第一階段からフィックスを登り返し、終点からロープスケール2P分ほどの深いラッセルをこなして第一階段を足元にする。


<フィックスを辿る>

が、その先も、傾斜が強いラッセルが続き、なかなかペースが上がらない。




朝は良く晴れていた空も10時を過ぎるころから雲が広がりはじめ、いつの間にかお日様の姿は見えなくなってしまった。それでも、雲底は高く、八ヶ岳、富士山、南アまで良く見渡せる。

昼近くになってようやく急傾斜帯を抜け、その先、緩やかな雪稜になったがラッセルは相変わらず。
時間的に苦しくなる中、せめてラクダのコブまではと思い頑張るが、その手前の小ピークで12時を過ぎたので、そこを今回の最高到達点とする。この地点、N原さんの高度計では2800mを超えていたそうだが、地形図からみて、2750~2800mの間ではなかったかと思われる。



<最高到達点>

大休止後下降に移る。急傾斜帯は念のため確保をして下ったので時間がかかった。
第一階段を懸垂で下り、3度目の往復になる斜面をゆっくり下って16時前にテン場着。

この日は遅くなるまで飲み食いし、最後の晩をゆっくり過ごした。

テン場 6:15 ~第一階段取り付き 7:15 ~最高到達点 12:00 ~テン場 16:00

7日 晴れ のち 雪

今日もいい天気。明神の稜線が美しい。



<明神と前穂>

今日は来た道を引き返すだけだが、すっかりトレースが消えていたので、長七ノ頭からの下りで少し迷ってしまった。



登りで苦労した最上部の藪漕ぎ帯は、下りということもあって登りほどのことはなかった。

12時過ぎに東稜を下りきって治山運搬路に到着。ここから入山時のタクシー運転手さんに連絡を入れるが、この日は沢渡まで上がらないとのことでタクシーは諦め、中ノ湯停留所16:00着の高山-松本特急バスで帰ることにする。

この日、世間は仕事始めということで、治山運搬路は明神まですっかり除雪されて土木業者の車も走っており、これ幸いと、大正池までこの道を歩いたが、けっこう起伏があってあまり歩き易い道ではなかった。

朝は晴れ渡っていた空も上高地に着く頃には雲に覆われ雪が舞い始める。この登山期間中、天候はよく変わり、あまり安定していなかった。

足の遅い自分は16:00のバスを目標に、二人のはるか後ろをのんびり歩いたが、釜トンに入ってから、先まで見えていた二人の姿が見えなくなったので、結構飛ばしているなと思ったら、なんと二人は予定のバスの一本前の15:00のバスに間に合わそうと釜トンを走って下ってぎりぎり間に合い、N原さんがそのバスで沢渡に戻って、車を釜トンまで回してくれた。そうとは知らずにのんびり歩いていた自分は、釜トン出口に着くとほどなくしてN原車がやってきて随分楽をさせてもらった。お二人ありがとう。
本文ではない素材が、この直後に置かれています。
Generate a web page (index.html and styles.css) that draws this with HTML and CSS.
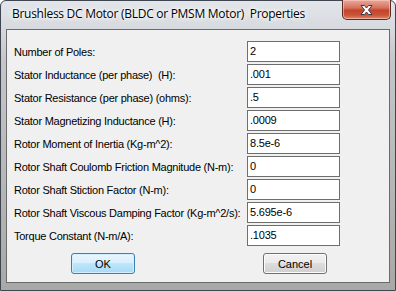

帰りは坂巻温泉でひと汗流す。やはりここのお湯はとても良いです。


テン場 8:39 ~東稜末端 12:15 ~上高地 13:30 ~釜トン入口 15:30

2年連続で年末年始山行のピークを逃し、特に今回は過去にトレースしたルートを登れなかったということで、今の自分が修正すべきいろいろな点に気が付いた山行でした。当然、肉体的な衰えは否定できないのですが、それ以上に、知らず知らずのうちに今回のような山登りに対する耐性が下がっていることを実感しました。自分に残された冬山登山の時間は少ないと思いますが、これを教訓に、少しでも理想に近い登山ができるように努力していきたいと思います。

O石さん、N原さんについては、今回の経験を自分なりに咀嚼してもらい、今後の山行に生かすことができれば、例えピークは逃したとはいえ本山行に参加したことが報われるものと思います。